Timing is everything. Ride the famous passes before about 9am or after 5pm and you'll have them comparatively empty; ride them at midday in August and you'll spend the hairpins stuck behind a rental car or a tour bus that can't take the turn in one go. Base yourself right at the foot of a pass (Bormio for the Stelvio) so you can be on it at first light. Weekdays beat weekends everywhere. The early start is the single best thing you can do for the riding.
Do I need a Swiss vignette or Austrian toll sticker?

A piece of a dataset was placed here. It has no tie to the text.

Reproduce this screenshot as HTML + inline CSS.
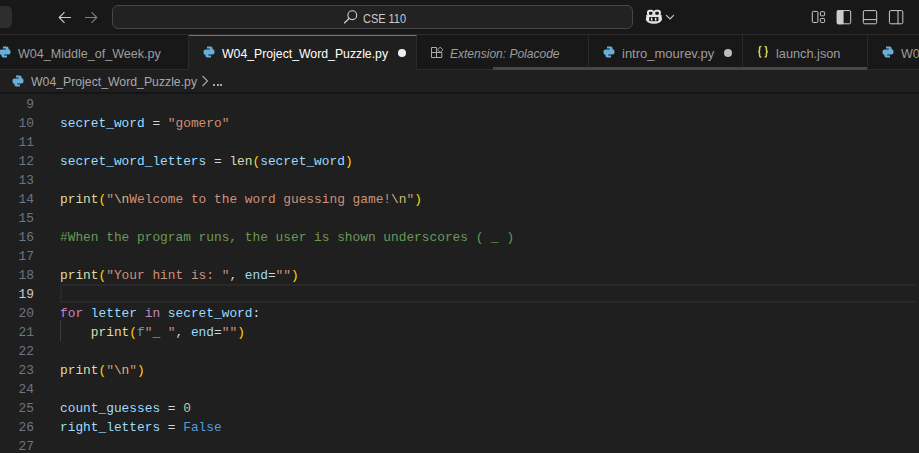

It depends where you stray. Italy's motorways are toll-by-distance (you take a ticket and pay at the exit), and the passes themselves are free. If you dip into Switzerland — for example over the Umbrail pass on the classic Stelvio loop — you technically need a motorway vignette for Swiss motorways, though the mountain passes themselves aren't tolled; check current rules before you cross. Austria requires a vignette for its motorways too. For the route here, which stays mostly on Italian passes, you mainly deal with Italian autostrada tolls on the transit sections. See the border-crossing guide for the paperwork details.
Can I ride the Alps on a small or mid-size bike?
Absolutely — and on the tight stuff, smaller is more fun. The passes are all about first-and-second-gear hairpins, not top speed, so a light bike that flicks from lock to lock is a joy here. riders take small 250s over these passes and never feel short-changed on the switchbacks; you only miss the bigger engine on the motorway transits between mountain groups. A mid-size naked or adventure bike is the ideal all-rounder. Whatever you ride, good tyres and brakes matter far more than power — you'll be hard on both all day.
How many passes can I realistically do in a day?
Three or four big ones is a satisfying day; five or six is possible but turns the riding into a checklist. The Sella Ronda loop in the Dolomites links four passes (Sella, Pordoi, Gardena, Campolongo) in a single compact circuit you can ride in a relaxed day with stops. The Stelvio plus Gavia plus Umbrail makes a full, demanding day on its own. Don't over-program it — alpine passes are tiring, the views deserve stops, and quality beats quantity every time up here.